◆ **Prompt**
Collect every line that includes the string "components".

↓

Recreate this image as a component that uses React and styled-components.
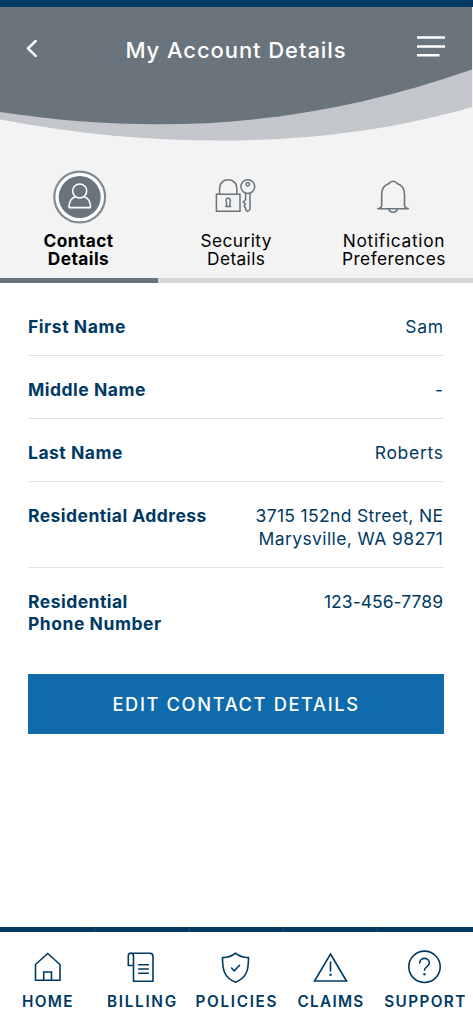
import React from "react";
import styled, { createGlobalStyle } from "styled-components";

const GlobalStyle = createGlobalStyle`
  *, *::before, *::after {
    box-sizing: border-box;
  }
  body {
    margin: 0;
    background: #fff;
    font-family: Inter, "Liberation Sans", sans-serif;
  }
`;

const Screen = styled.div`
  display: flex;
  flex-direction: column;
  width: 100%;
  height: 1024px;
  overflow: hidden;
  color: #003a63;
`;

const Top = styled.header`
  height: 278px;
  background: #f3f3f3;
  border-top: 7px solid #003a63;
  position: relative;
`;

/* curved backdrop that lies under the title row */
const Wave = styled.svg`
  position: absolute;
  top: 0;
  left: 0;
`;

const TitleBar = styled.div`
  position: relative;
  display: grid;
  grid-template-columns: 63px 1fr 63px;
  align-items: center;
  height: 88px;
`;

const IconButton = styled.button`
  display: flex;
  width: 63px;
  height: 88px;
  padding: 0;
  border: 0;
  background: none;
`;

const Title = styled.h1`
  margin: 0 1px 2px 0;
  font-size: 22px;
  font-weight: 500;
  letter-spacing: ${(props) => props.$track}px;
  line-height: 28px;
  text-align: center;
  white-space: nowrap;
  color: #fff;
`;

const Tabs = styled.nav`
  position: relative;
  display: grid;
  grid-template-columns: repeat(3, 1fr);
  padding-top: 76px;
`;

const Tab = styled.a`
  display: flex;
  flex-direction: column;
  align-items: center;
  color: #000;
`;

const TabText = styled.span`
  display: flex;
  flex-direction: column;
  align-items: center;
  margin-top: 7px;
  padding-right: 1px;
  font-size: 17.3px;
  font-weight: ${(props) => (props.$active ? 700 : 400)};
  line-height: 17.5px;
`;

const Track = styled.span`
  letter-spacing: ${(props) => props.$track}px;
  margin-right: ${(props) => -props.$track}px;
  white-space: nowrap;
`;

const Progress = styled.div`
  flex: none;
  height: 5px;
  background: #d5d6d6;
`;

const ProgressFill = styled.div`
  width: 33.33%;
  height: 100%;
  background: #6a747c;
`;

const Details = styled.main`
  flex: 1;
  padding: 9.5px 29.5px 0 28px;
`;

const Row = styled.div`
  display: flex;
  justify-content: space-between;
  padding: 23px 0 17px;
  border-bottom: 1px solid ${(props) => (props.$last ? "transparent" : "#dfe1e3")};
  font-size: 17.5px;
  line-height: 22.3px;
`;

const Label = styled.div`
  display: flex;
  flex-direction: column;
  align-items: flex-start;
  font-weight: 700;
`;

const Value = styled.div`
  display: flex;
  flex-direction: column;
  align-items: flex-end;
  padding-right: 0.5px;
  font-weight: 400;
`;

const EditButton = styled.button`
  display: block;
  width: 100%;
  height: 60px;
  margin-top: 20.5px;
  padding: 0 1px 0 0;
  border: 0;
  background: #106bad;
  color: #fff;
  font-family: inherit;
  font-size: 18.3px;
  font-weight: 500;
`;

const BottomNav = styled.nav`
  flex: none;
  display: grid;
  grid-template-columns: repeat(5, 94.4px);
  height: 97px;
  border-top: 5px solid #003a63;
`;

const NavItem = styled.a`
  position: relative;
  display: flex;
  flex-direction: column;
  align-items: center;
  font-size: 15.3px;
  font-weight: 600;
  line-height: 18px;

  svg {
    margin: 16.5px 0 9.5px;
  }

  /* faint seam in the bar between neighbouring items */
  &:not(:last-child)::after {
    content: "";
    position: absolute;
    top: -5px;
    right: -0.8px;
    width: 1px;
    height: 5px;
    background: #1f5177;
  }
`;

const Svg = styled.svg`
  display: block;
  overflow: visible;
  fill: none;
  stroke: ${(props) => props.$color};
  stroke-width: ${(props) => props.$weight || 1.6};
  stroke-linecap: round;
  stroke-linejoin: round;
`;

const GREY = "#6a747c";
const NAVY = "#003a63";

const ContactIcon = () => (
  <Svg width="56" height="54" viewBox="0 0 56 54" $color="#fff">
    <circle cx="28.7" cy="26" r="25.4" stroke="#7f8a91" strokeWidth="2.2" fill="#fff" />
    <circle cx="28.7" cy="26" r="21" stroke="none" fill={GREY} />
    <circle cx="28.7" cy="20" r="7" />
    <path d="M24 25.800C20 27.300 18 30.800 18 36.600H39.500C39.500 30.800 37.500 27.300 33.500 25.800" />
  </Svg>
);

const SecurityIcon = () => (
  <Svg width="56" height="54" viewBox="0 0 56 54" $color={GREY} $weight={1.5}>
    <path strokeLinejoin="miter" d="M8.400 23.300H32V40.200H8.400Z" />
    <path d="M11.600 23.300V17.300C11.600 5.800 28.800 5.800 28.800 17.300V23.300" />
    <path d="M18.500 35.500V31.500C15.800 25.700 24.600 25.700 21.900 31.500V35.500M17.700 35.500H22.700" />
    <circle cx="39.800" cy="15.600" r="6.900" />
    <circle cx="39.800" cy="13.200" r="1.700" />
    <path d="M37.600 22.300V28.500L35.200 31L37.400 32.800L36.200 35.200L37.600 36.900V38.700L39.500 40.500L42 38.500V22.300" />
  </Svg>
);

const BellIcon = () => (
  <Svg width="56" height="54" viewBox="0.800 0 56 54" $color={GREY}>
    <path d="M12.600 37.700H43.200C41.200 37.500 39.300 36.500 39.300 34V23.700C39.300 17.200 36.500 14 32 12.600C30.300 9.500 25.500 9.500 23.800 12.600C19.300 14 16.500 17.200 16.500 23.700V34C16.500 36.500 14.600 37.500 12.600 37.700" />
    <path d="M23.800 38.200C24.300 42.300 31.500 42.300 32 38.200" />
  </Svg>
);

const navIcons = {
  home: (
    <path strokeLinejoin="miter" d="M5.500 15.500L17.700 4.500L30 15.500V31.300H5.500ZM13.700 31V23H21.500V31" />
  ),
  billing: (
    <path d="M7.300 4.200H26Q29 4.200 29 7.500V32.300H9.500V7C9.500 3.200 4.300 3.200 4.300 7V16.500H9.500M14.700 15.700H24.300M14.700 20H24.300M14.700 24.300H24.300" />
  ),
  policies: (
    <path d="M17.500 4.200C13.500 7.500 9 8.700 4.500 8.500C4.500 21 6 28.500 17.500 33.300C29 28.500 30.500 21 30.500 8.500C26 8.700 21.500 7.500 17.500 4.200ZM13.500 19L16.400 21.800L21.500 16.300" />
  ),
  claims: (
    <>
      <path strokeLinejoin="miter" d="M17.500 5L33.500 32H1.500Z" />
      <path d="M17.500 13V22" />
      <circle cx="17.500" cy="25.700" r=".5" />
    </>
  ),
  support: (
    <>
      <circle cx="17.500" cy="17.800" r="15.700" />
      <path d="M12.700 14C12.700 7.800 22.300 7.800 22.300 14C22.300 17.800 17.500 17.300 17.500 21.300" />
      <circle cx="17.500" cy="25.300" r=".5" />
    </>
  ),
};

const tabs = [
  { icon: <ContactIcon />, active: true, lines: [["Contact", 0.4], ["Details", 0.45]] },
  { icon: <SecurityIcon />, lines: [["Security", 0.45], ["Details", 0.4]] },
  { icon: <BellIcon />, lines: [["Notification", 0.7], ["Preferences", 0.45]] },
];

const rows = [
  { label: [["First Name", 0.55]], value: [["Sam", 0.7]] },
  { label: [["Middle Name", 0.5]], value: [["-", 0]] },
  { label: [["Last Name", 0.5]], value: [["Roberts", 0.7]] },
  {
    label: [["Residential Address", 0.45]],
    value: [["3715 152nd Street, NE", 0.33], ["Marysville, WA 98271", 0.4]],
  },
  {
    label: [["Residential", 0.47], ["Phone Number", 0.53]],
    value: [["123-456-7789", 0.03]],
  },
];

const navItems = [
  ["home", "HOME", 1.3],
  ["billing", "BILLING", 1.7],
  ["policies", "POLICIES", 1.7],
  ["claims", "CLAIMS", 1.3],
  ["support", "SUPPORT", 1.4],
];

const Lines = ({ lines }) =>
  lines.map(([text, track]) => (
    <Track key={text} $track={track}>
      {text}
    </Track>
  ));

const App = () => {
  return (
    <>
      <GlobalStyle />
      <Screen>
        <Top>
          <Wave width="472" height="140" viewBox="0 7 472 140">
            <path d="M0 0H472V107C325 150 155 149 0 119.500Z" fill="#c3c6cb" />
            <path d="M0 0H472V69.500C310 126.500 160 136 0 112Z" fill={GREY} />
          </Wave>
          <TitleBar>
            <IconButton aria-label="Back">
              <Svg width="63" height="88" viewBox="0 7 63 88" $color="#fff" $weight={2.5}>
                <path d="M35.700 41L28 48.400L35.700 55.800" />
              </Svg>
            </IconButton>
            <Title $track={0.92}>My Account Details</Title>
            <IconButton aria-label="Menu">
              <Svg width="63" height="88" viewBox="410 7 63 88" $color="#fff" $weight={2.5}>
                <path strokeLinecap="butt" d="M417 37.500H445M417 46.500H445M417 55.300H439.500" />
              </Svg>
            </IconButton>
          </TitleBar>
          <Tabs>
            {tabs.map((tab, i) => (
              <Tab key={i}>
                {tab.icon}
                <TabText $active={tab.active}>
                  <Lines lines={tab.lines} />
                </TabText>
              </Tab>
            ))}
          </Tabs>
        </Top>
        <Progress>
          <ProgressFill />
        </Progress>
        <Details>
          {rows.map((row, i) => (
            <Row key={i} $last={i === rows.length - 1}>
              <Label>
                <Lines lines={row.label} />
              </Label>
              <Value>
                <Lines lines={row.value} />
              </Value>
            </Row>
          ))}
          <EditButton>
            <Track $track={1.62}>EDIT CONTACT DETAILS</Track>
          </EditButton>
        </Details>
        <BottomNav>
          {navItems.map(([icon, text, track]) => (
            <NavItem key={icon}>
              <Svg width="35" height="35" viewBox="0 0 35 35" $color={NAVY}>
                {navIcons[icon]}
              </Svg>
              <Track $track={track}>{text}</Track>
            </NavItem>
          ))}
        </BottomNav>
      </Screen>
    </>
  );
};

export default App;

↑

◆ **Solved exercise**
Recreate this image as a component that uses React and styled-components.
import styled, { createGlobalStyle } from "styled-components";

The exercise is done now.